* SET EXERCISE
Keep only the lines where "index" appears.

:: SOURCE DATA

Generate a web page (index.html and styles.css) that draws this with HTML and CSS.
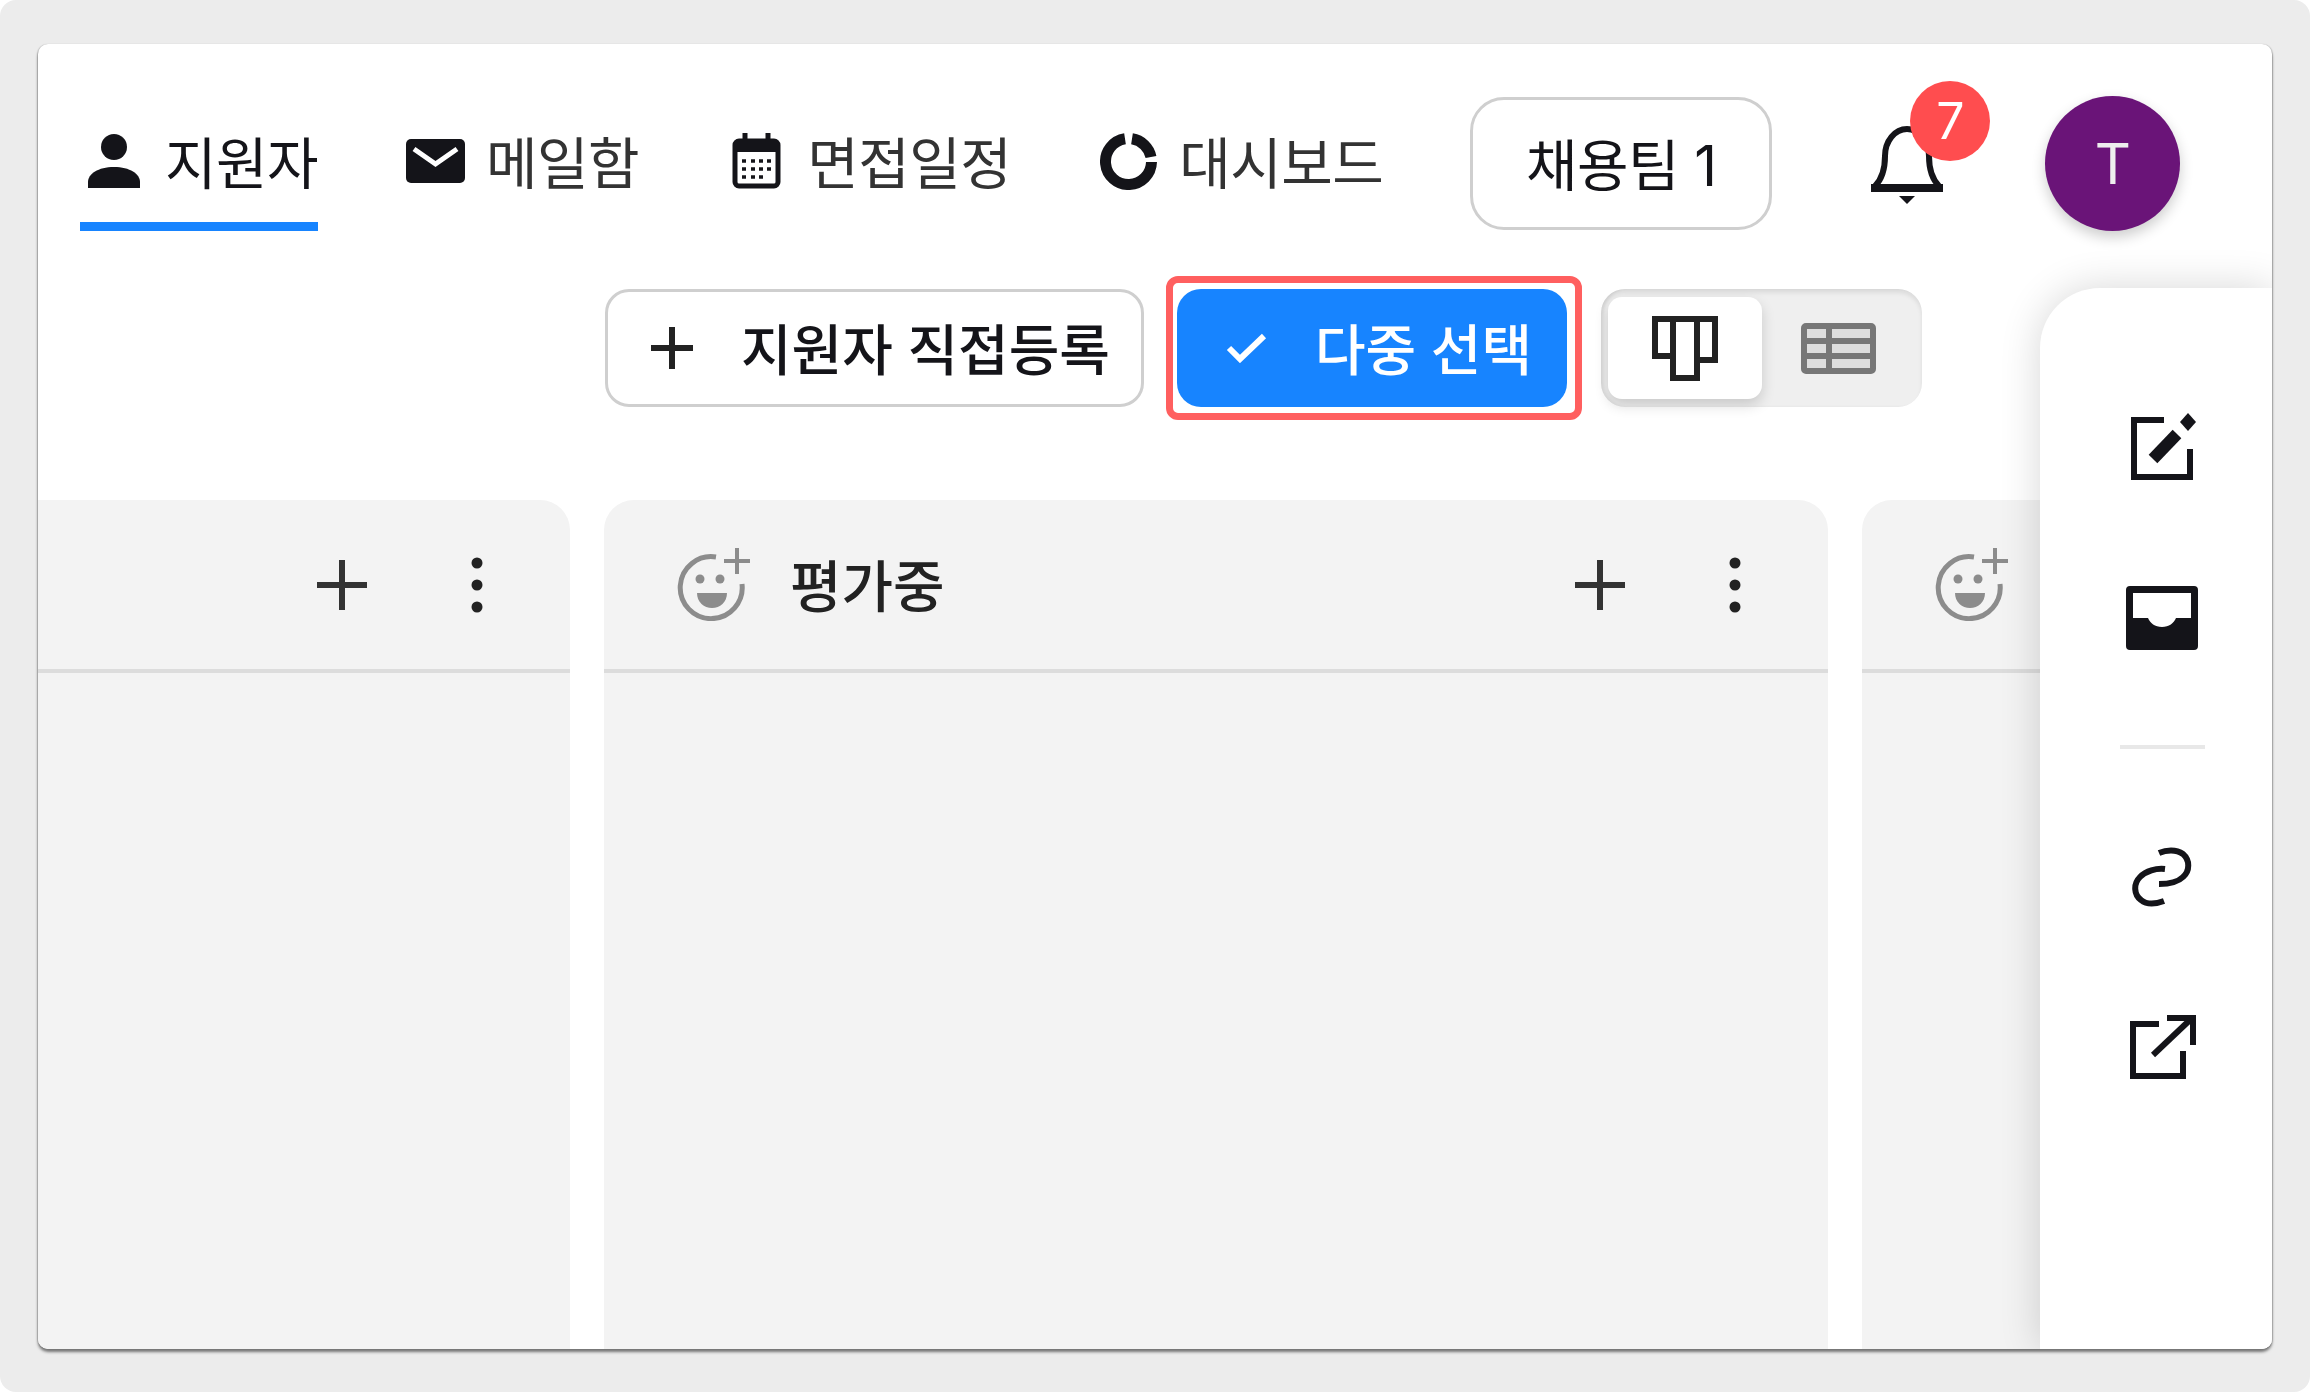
FILE: index.html
```html
<!DOCTYPE html>
<html lang="ko">
<head>
    <meta charset="UTF-8">
    <title>지원자 칸반</title>
    <link rel="stylesheet" href="styles.css">
</head>
<body>
    <div class="card">
        <!-- Top navigation -->
        <header class="top-nav">
            <a class="tab active">
                <span class="tab-icon">
                    <svg width="52" height="54" viewBox="0 0 52 54"><circle cx="26" cy="13" r="13" fill="currentColor"/><path d="M0 54V48C0 40 10 33 26 33S52 40 52 48V54Z" fill="currentColor"/></svg>
                </span>
                지원자
            </a>
            <a class="tab">
                <span class="tab-icon">
                    <svg width="59" height="44" viewBox="0 0 59 44"><rect width="59" height="44" rx="5" fill="#141419"/><path d="M8 10L29.5 25L51 10" fill="none" stroke="#fff" stroke-width="5"/></svg>
                </span>
                메일함
            </a>
            <a class="tab">
                <span class="tab-icon">
                    <svg width="49" height="56" viewBox="0 0 49 56" fill="none" stroke="#141419" stroke-width="5"><rect x="3" y="8" width="43" height="45" rx="4"/><path d="M3 14H46" stroke-width="10"/><path d="M13 0V9M36 0V9"/><path d="M10 28h4M19 28h4M27 28h4M35 28h4M10 36h4M19 36h4M27 36h4M35 36h4M10 44h4M19 44h4M27 44h4" stroke-width="3.5"/></svg>
                </span>
                면접일정
            </a>
            <a class="tab">
                <span class="tab-icon">
                    <svg width="57" height="57" viewBox="0 0 57 57" fill="none" stroke="#141419" stroke-width="11"><path d="M32 5.8A23 23 0 0 1 51 24"/><path d="M51.5 29A23 23 0 1 1 25 5.8"/></svg>
                </span>
                대시보드
            </a>
            <button class="team-btn">채용팀 1</button>
            <div class="bell">
                <svg width="78" height="80" viewBox="0 0 78 80" fill="none" stroke="#141419" stroke-width="6"><path d="M7 62C15 54 17 44 17 32C17 17 27 5 39 5C51 5 61 17 61 32C61 44 63 54 71 62"/><path d="M3 64H75" stroke-width="8"/><path d="M31 72H47L39 80Z" fill="#141419" stroke="none"/></svg>
                <span class="badge">7</span>
            </div>
            <div class="avatar">T</div>
        </header>

        <!-- Toolbar -->
        <div class="toolbar">
            <button class="btn btn-outline">
                <svg width="42" height="42" viewBox="0 0 42 42" stroke="#222" stroke-width="6"><path d="M21 0V42M0 21H42"/></svg>
                지원자 직접등록
            </button>
            <div class="highlight">
                <button class="btn btn-primary">
                    <svg width="41" height="30" viewBox="0 0 41 30" fill="none" stroke="#fff" stroke-width="6"><path d="M3 15L14 26L38 3"/></svg>
                    다중 선택
                </button>
            </div>
            <div class="view-toggle">
                <div class="view-opt selected">
                    <svg width="66" height="68" viewBox="0 0 66 68" fill="none" stroke="#222" stroke-width="6"><path d="M3 5H63V46H45V64H21V42H3Z"/><path d="M21 5V42M45 5V46"/></svg>
                </div>
                <div class="view-opt">
                    <svg width="75" height="51" viewBox="0 0 75 51" fill="#ddd" stroke="#777" stroke-width="6"><rect x="3" y="3" width="69" height="45" rx="2"/><path d="M3 18H72M3 33H72M28 3V48"/></svg>
                </div>
            </div>
        </div>

        <!-- Kanban board -->
        <section class="board">
            <div class="column column-first">
                <div class="column-head">
                    <div class="column-actions">
                        <svg width="50" height="50" viewBox="0 0 50 50" stroke="#333" stroke-width="6"><path d="M25 0V50M0 25H50"/></svg>
                        <svg class="dots" width="12" height="60" viewBox="0 0 12 60" fill="#222"><circle cx="6" cy="8" r="5.5"/><circle cx="6" cy="30" r="5.5"/><circle cx="6" cy="52" r="5.5"/></svg>
                    </div>
                </div>
            </div>
            <div class="column">
                <div class="column-head">
                    <svg class="smile" width="74" height="75" viewBox="0 0 74 75" fill="none" stroke="#8c8c8c" stroke-width="5"><path d="M40 11A31 31 0 1 0 66 38"/><path d="M48 15H74M61 2V28" stroke-width="4"/><circle cx="24" cy="33" r="4.5" fill="#8c8c8c" stroke="none"/><circle cx="44" cy="33" r="4.5" fill="#8c8c8c" stroke="none"/><path d="M21 47H51C51 56 44 62 36 62S21 56 21 47Z" fill="#8c8c8c" stroke="none"/></svg>
                    <h3 class="column-title">평가중</h3>
                    <div class="column-actions">
                        <svg width="50" height="50" viewBox="0 0 50 50" stroke="#333" stroke-width="6"><path d="M25 0V50M0 25H50"/></svg>
                        <svg class="dots" width="12" height="60" viewBox="0 0 12 60" fill="#222"><circle cx="6" cy="8" r="5.5"/><circle cx="6" cy="30" r="5.5"/><circle cx="6" cy="52" r="5.5"/></svg>
                    </div>
                </div>
            </div>
            <div class="column">
                <div class="column-head">
                    <svg class="smile" width="74" height="75" viewBox="0 0 74 75" fill="none" stroke="#8c8c8c" stroke-width="5"><path d="M40 11A31 31 0 1 0 66 38"/><path d="M48 15H74M61 2V28" stroke-width="4"/><circle cx="24" cy="33" r="4.5" fill="#8c8c8c" stroke="none"/><circle cx="44" cy="33" r="4.5" fill="#8c8c8c" stroke="none"/><path d="M21 47H51C51 56 44 62 36 62S21 56 21 47Z" fill="#8c8c8c" stroke="none"/></svg>
                </div>
            </div>
        </section>

        <!-- Side action rail, sits over the board -->
        <aside class="side-rail">
            <div class="rail-btn">
                <svg width="69" height="71" viewBox="0 0 69 71" fill="none" stroke="#141419" stroke-width="6"><path d="M36 9H6V66H62V38"/><path d="M25 48L49 23" stroke-width="12"/><path d="M60 2L68 11L60 20L52 11Z" fill="#141419" stroke="none"/></svg>
            </div>
            <div class="rail-btn">
                <svg width="76" height="68" viewBox="0 0 76 68"><path fill-rule="evenodd" d="M6 2H70Q74 2 74 6V62Q74 66 70 66H6Q2 66 2 62V6Q2 2 6 2ZM9 9V34H24C26 39 31 43 38 43S50 39 52 34H67V9Z" fill="#141419"/></svg>
            </div>
            <div class="rail-divider"></div>
            <div class="rail-btn">
                <svg width="60" height="60" viewBox="0 0 60 60" fill="none" stroke="#141419" stroke-width="6"><path d="M27 6C34 3 44 2 51 7C58 13 58 24 51 30C46 35 38 37 27 37"/><path d="M33 22C24 21 14 24 8 30C1 37 2 48 9 53C15 58 24 57 32 54"/></svg>
            </div>
            <div class="rail-btn">
                <svg width="68" height="67" viewBox="0 0 68 67" fill="none" stroke="#141419" stroke-width="6"><path d="M31 10H5V62H55V37"/><path d="M25 41L63 5"/><path d="M39 4H65V31"/></svg>
            </div>
        </aside>
    </div>
</body>
</html>
```

FILE: styles.css
```css
:root {
    --ink: #141419; --line: #cfcfcf; --blue: #1784ff; --panel: #f3f3f3;
    --font-family: 'Inter', 'Noto Sans CJK KR', 'Noto Sans', sans-serif;
}
* { margin: 0; padding: 0; box-sizing: border-box; }
html { background-color: #fff; }
body { height: 1392px; padding: 44px 38px 43px; background-color: #ececec; border-radius: 16px; font-family: var(--font-family); color: var(--ink); overflow: hidden; }
svg { display: block; flex-shrink: 0; }
button { font-family: inherit; color: inherit; background: none; cursor: pointer; }

.card { position: relative; height: 100%; display: flex; flex-direction: column; background-color: #fff; border-radius: 10px; overflow: hidden; box-shadow: 0 3px 3px rgba(0,0,0,0.5), 1px 0 1px rgba(0,0,0,0.15), -1px 0 1px rgba(0,0,0,0.15); }

.top-nav { display: flex; align-items: center; gap: 83px; padding: 52px 0 0 42px; }
.tab { display: flex; align-items: center; gap: 21px; height: 134px; padding: 10px 0 0 4px; border-bottom: 9px solid transparent; font-size: 56px; line-height: 1; letter-spacing: -0.5px; color: #333; white-space: nowrap; }
.tab.active { border-bottom-color: var(--blue); color: var(--ink); }
.tab-icon { width: 60px; margin-top: -6px; display: flex; justify-content: center; }
.team-btn { width: 302px; height: 133px; margin-left: 4px; padding-bottom: 5px; border: 3px solid var(--line); border-radius: 34px; font-size: 56px; letter-spacing: -0.5px; white-space: nowrap; }
.bell { position: relative; width: 78px; height: 80px; margin-left: 13px; }
.badge { position: absolute; top: -43px; left: 42px; width: 80px; height: 80px; display: flex; align-items: center; justify-content: center; border-radius: 50%; background-color: #ff4d4f; color: #fff; font-size: 50px; line-height: 1; }
.avatar { width: 135px; height: 135px; margin-left: 16px; display: flex; align-items: center; justify-content: center; border-radius: 50%; background-color: #6a1478; color: #eee; font-size: 56px; line-height: 1; box-shadow: 0 6px 14px rgba(0,0,0,0.2); }

.toolbar { display: flex; align-items: center; justify-content: flex-end; gap: 19px; margin-top: 45px; padding-right: 350px; }
.btn { display: flex; align-items: center; height: 118px; padding-bottom: 4px; border-radius: 24px; font-size: 55px; font-weight: 500; white-space: nowrap; }
.btn svg { margin-top: 4px; }
.btn-outline { width: 539px; margin-right: 3px; padding-left: 43px; gap: 48px; border: 3px solid var(--line); }
.btn-primary { width: 390px; padding-left: 49px; gap: 48px; border: none; background-color: var(--blue); color: #fff; }
.highlight { padding: 6px 8px 6px 4px; border: 7px solid #ff5f5f; border-radius: 12px; }
.view-toggle { display: flex; width: 321px; height: 118px; padding: 8px 7px; background-color: #efefef; border-radius: 24px; box-shadow: inset 0 4px 4px rgba(0,0,0,0.08), inset 3px 0 3px rgba(0,0,0,0.06); }
.view-opt { display: flex; align-items: center; justify-content: center; width: 154px; border-radius: 14px; }
.view-opt + .view-opt { flex: 1; }
.view-opt.selected { background-color: #fff; box-shadow: 0 6px 14px rgba(0,0,0,0.16); }

.board { flex: 1; display: flex; gap: 34px; margin-top: 80px; min-height: 0; }
.column { flex: 0 0 1224px; background-color: var(--panel); border-radius: 30px 30px 0 0; }
.column-first { margin-left: -692px; }
.column-head { display: flex; align-items: center; height: 173px; padding-left: 72px; border-bottom: 4px solid #dcdcdc; }
.column-title { margin: -5px 0 0 40px; font-size: 56px; font-weight: 500; color: #222; }
.column-actions { display: flex; align-items: center; gap: 104px; margin-left: auto; padding-right: 87px; }
.smile { margin-top: -2px; }

.side-rail { position: absolute; top: 244px; right: 0; bottom: 0; width: 232px; display: flex; flex-direction: column; padding: 73px 0 0 12px; background-color: #fff; border-top-left-radius: 60px; box-shadow: 0 0 40px rgba(0,0,0,0.16); }
.rail-btn { display: flex; align-items: center; justify-content: center; height: 171px; }
.rail-divider { height: 4px; margin: 42px 67px 42px 68px; background-color: #e8e8e8; }
```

::::

* SOLUTION TO THIS PROBLEM
Generate a web page (index.html and styles.css) that draws this with HTML and CSS.
FILE: index.html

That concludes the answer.